Pictures stay out; everything else in the records below is copied exactly.

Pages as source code
^^^^^^^^^^^^^^^^
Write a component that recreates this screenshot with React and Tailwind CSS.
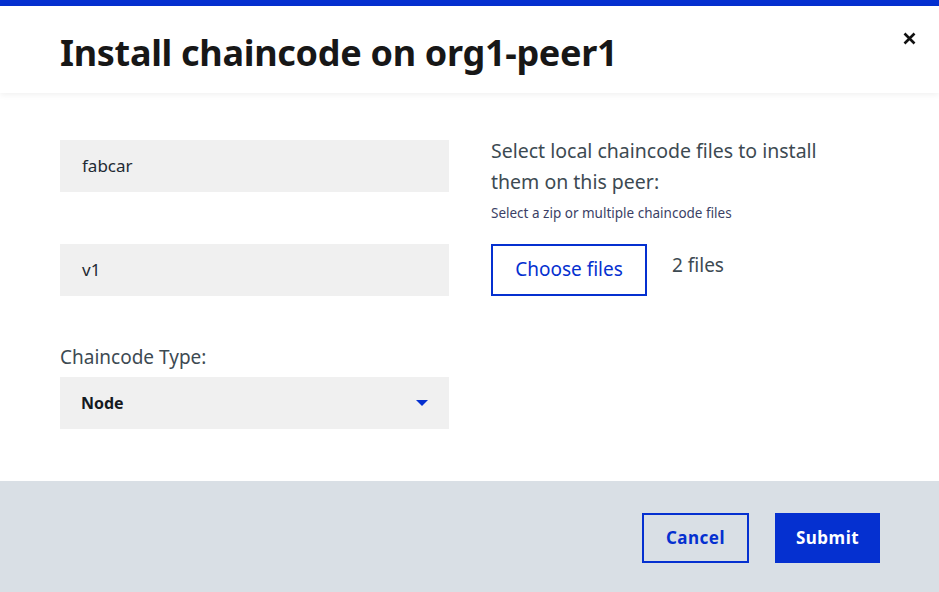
export default function App() {
  const font = { fontFamily: '"Noto Sans", "Open Sans", sans-serif' };
  return (
    <div className="w-[939px] h-[592px] bg-white flex flex-col overflow-hidden text-[#1f2933]" style={font}>
      <div className="h-[6px] bg-[#0530d0]" />
      <div className="relative h-[87px] flex items-center pl-[60px] shadow-[0_2px_6px_rgba(0,0,0,0.06)]">
        <h1 className="text-[36px] font-bold tracking-[-0.3px] text-[#171717] leading-none pt-[6px]">Install chaincode on org1-peer1</h1>
        <button className="absolute right-[22px] top-[24px] w-[16px] h-[16px] flex items-center justify-center">
          <svg width="13" height="13" viewBox="0 0 13 13">
            <path d="M1.5 1.5 L11.5 11.5 M11.5 1.5 L1.5 11.5" stroke="#111" strokeWidth="2.6" />
          </svg>
        </button>
      </div>
      <div className="flex-1 flex pl-[60px] pt-[47px]">
        <div className="w-[389px] flex flex-col">
          <div className="h-[52px] bg-[#f0f0f0] flex items-center pl-[22px] text-[17px] text-[#1f2a33]">fabcar</div>
          <div className="h-[52px] bg-[#f0f0f0] flex items-center pl-[22px] text-[17px] text-[#1f2a33] mt-[52px]">v1</div>
          <div className="mt-[48px] text-[19px] text-[#3d4a52] leading-[26px]">Chaincode Type:</div>
          <div className="mt-[7px] h-[52px] bg-[#f0f0f0] flex items-center justify-between pl-[21px] pr-[21px]">
            <span className="text-[16px] font-bold text-[#151a1f]">Node</span>
            <svg width="12" height="6" viewBox="0 0 12 6"><path d="M0 0 H12 L6 6 Z" fill="#0530d0" /></svg>
          </div>
        </div>
        <div className="ml-[42px] flex flex-col">
          <div className="text-[19.5px] leading-[31px] text-[#3d4a52] w-[350px] -mt-[5px]">Select local chaincode files to install them on this peer:</div>
          <div className="text-[13.5px] text-[#3b3f66] mt-[7px] leading-[18px]">Select a zip or multiple chaincode files</div>
          <div className="flex items-start mt-[22px]">
            <button className="w-[156px] h-[52px] border-2 border-[#0530d0] text-[#0530d0] text-[19px] flex items-center justify-center pb-[1px]">Choose files</button>
            <span className="ml-[25px] text-[19px] text-[#3d4a52] mt-[7px]">2 files</span>
          </div>
        </div>
      </div>
      <div className="h-[111px] bg-[#d9dfe5] flex items-start justify-end pr-[59px] pt-[32px] gap-[26px]">
        <button className="w-[107px] h-[50px] border-2 border-[#0530d0] text-[#0530d0] text-[17px] font-bold tracking-[0.5px]">Cancel</button>
        <button className="w-[105px] h-[50px] bg-[#0530d0] text-white text-[17px] font-bold tracking-[0.5px]">Submit</button>
      </div>
    </div>
  );
}
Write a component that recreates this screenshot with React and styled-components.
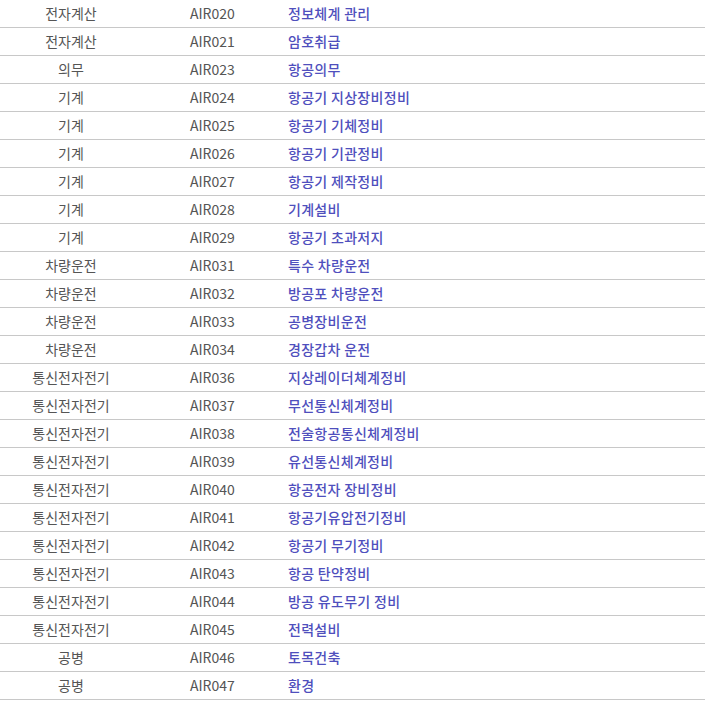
^^^^^^^^^^^^^^^^
**The output:**
Write a component that recreates this screenshot with React and Tailwind CSS.
export default function App() {
  const font = { fontFamily: '"Noto Sans", "Open Sans", sans-serif' };
  return (
    <div className="w-[939px] h-[592px] bg-white flex flex-col overflow-hidden text-[#1f2933]" style={font}>
      <div className="h-[6px] bg-[#0530d0]" />
      <div className="relative h-[87px] flex items-center pl-[60px] shadow-[0_2px_6px_rgba(0,0,0,0.06)]">
        <h1 className="text-[36px] font-bold tracking-[-0.3px] text-[#171717] leading-none pt-[6px]">Install chaincode on org1-peer1</h1>
        <button className="absolute right-[22px] top-[24px] w-[16px] h-[16px] flex items-center justify-center">
          <svg width="13" height="13" viewBox="0 0 13 13">
            <path d="M1.5 1.5 L11.5 11.5 M11.5 1.5 L1.5 11.5" stroke="#111" strokeWidth="2.6" />
          </svg>
        </button>
      </div>
      <div className="flex-1 flex pl-[60px] pt-[47px]">
        <div className="w-[389px] flex flex-col">
          <div className="h-[52px] bg-[#f0f0f0] flex items-center pl-[22px] text-[17px] text-[#1f2a33]">fabcar</div>
          <div className="h-[52px] bg-[#f0f0f0] flex items-center pl-[22px] text-[17px] text-[#1f2a33] mt-[52px]">v1</div>
          <div className="mt-[48px] text-[19px] text-[#3d4a52] leading-[26px]">Chaincode Type:</div>
          <div className="mt-[7px] h-[52px] bg-[#f0f0f0] flex items-center justify-between pl-[21px] pr-[21px]">
            <span className="text-[16px] font-bold text-[#151a1f]">Node</span>
            <svg width="12" height="6" viewBox="0 0 12 6"><path d="M0 0 H12 L6 6 Z" fill="#0530d0" /></svg>
          </div>
        </div>
        <div className="ml-[42px] flex flex-col">
          <div className="text-[19.5px] leading-[31px] text-[#3d4a52] w-[350px] -mt-[5px]">Select local chaincode files to install them on this peer:</div>
          <div className="text-[13.5px] text-[#3b3f66] mt-[7px] leading-[18px]">Select a zip or multiple chaincode files</div>
          <div className="flex items-start mt-[22px]">
            <button className="w-[156px] h-[52px] border-2 border-[#0530d0] text-[#0530d0] text-[19px] flex items-center justify-center pb-[1px]">Choose files</button>
            <span className="ml-[25px] text-[19px] text-[#3d4a52] mt-[7px]">2 files</span>
          </div>
        </div>
      </div>
      <div className="h-[111px] bg-[#d9dfe5] flex items-start justify-end pr-[59px] pt-[32px] gap-[26px]">
        <button className="w-[107px] h-[50px] border-2 border-[#0530d0] text-[#0530d0] text-[17px] font-bold tracking-[0.5px]">Cancel</button>
        <button className="w-[105px] h-[50px] bg-[#0530d0] text-white text-[17px] font-bold tracking-[0.5px]">Submit</button>
      </div>
    </div>
  );
}
Write a component that recreates this screenshot with React and styled-components.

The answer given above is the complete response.